The Washington Post’s Greg Sargent reports:
“I’m saying for the first time that Democrats are more likely to hold the Senate than not.”
That quote comes from veteran Democratic pollster Stan Greenberg on a conference call with reporters just now. On the call, Greenberg rolled out a new poll of 12 battleground states that contained a striking finding: Democrats have racked up an enormous lead among single women, doubling that lead since July.
Expect to see more on Rep. Tom Cotton‘s vote against the Paycheck Fairness Act and the Violence Against Women Act, plus more focus on issues that play well with single women (who, unfortunately for Sen. Mark Pryor, tend to sit out mid-term elections), including health care and the minimum wage, subjects on which Cotton has been squirrely.
Arkansas was among the battleground states included in the poll but thus far, unfortunately, no state breakdown for Arkansas has been released with Greenberg’s findings (which you can see here).

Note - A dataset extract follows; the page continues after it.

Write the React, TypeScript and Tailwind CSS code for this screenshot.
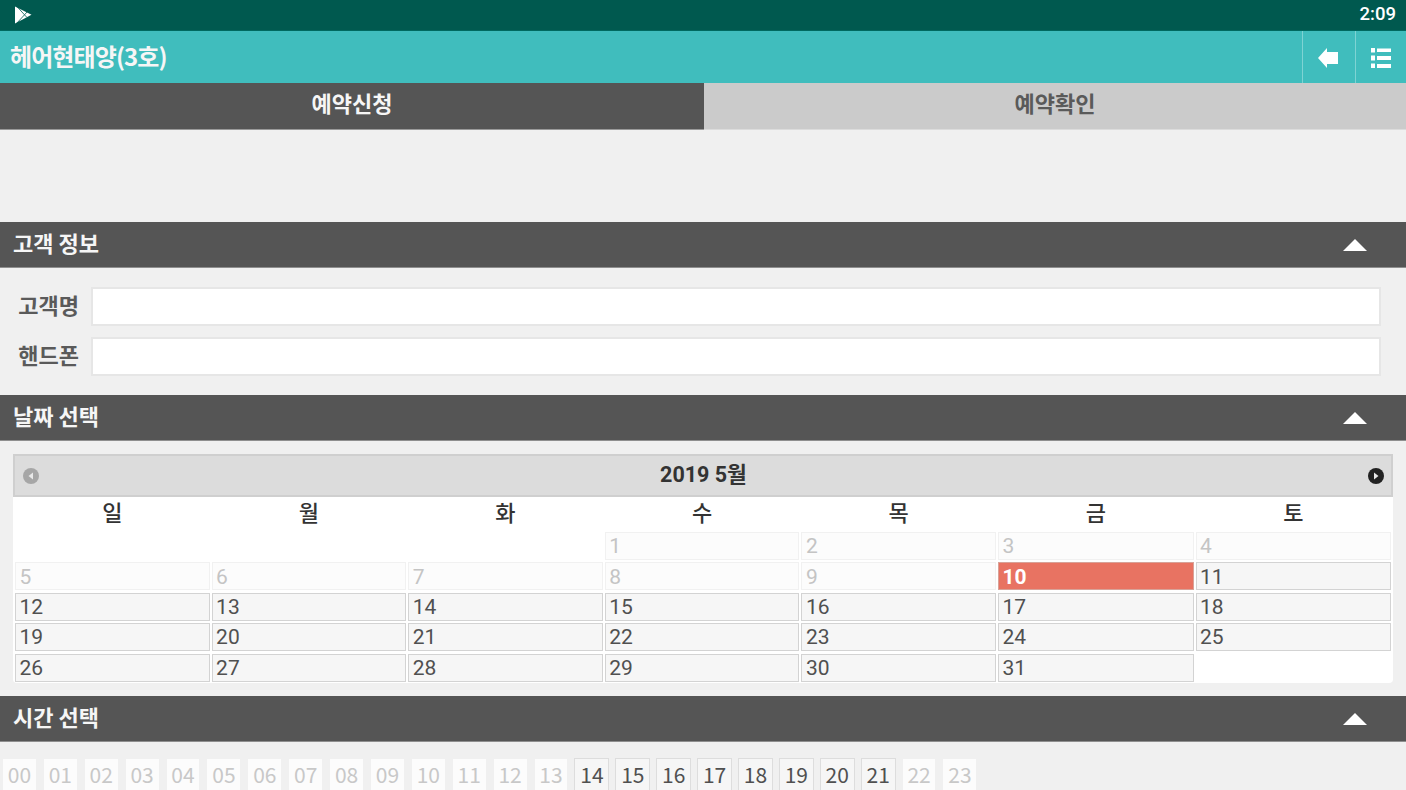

This caught my eye (again, via Sargent):
But perhaps the most interesting finding of all concerned the Affordable Care Act. While disapproval is still high in the battlegrounds, core Dem voter groups are now citing it as a leading reason to vote. For single women as a category unto themselves — and for the RAE, too — a candidate’s position on the health law is the second most important factor, behind the economy.
This, Greenberg suggested, may help explain another of the poll’s key findings: Democrats appear to be closing the “enthusiasm gap” with Republicans in the battlegrounds. The poll found that of those likely voters who say they are voting Democratic, 91 percent of them are almost certain to vote — while only slightly more, 93 percent, of those who are voting for Republicans say the same.
“The health care law has become much more important as a reason why people are voting for Democrats,” Greenberg said. “The threat of repeal appears to be giving unmarried women and minority voters a reason to vote.”
Remember that Pryor has very carefully begun trumpeting some of the Affordable Care Act’s benefits (without ever naming the law). As Benji Hardy noted last week, a new Pryor ad subtly endorses Obamacare and directly appealed to women. This ad makes a lot of sense given Greenberg’s findings.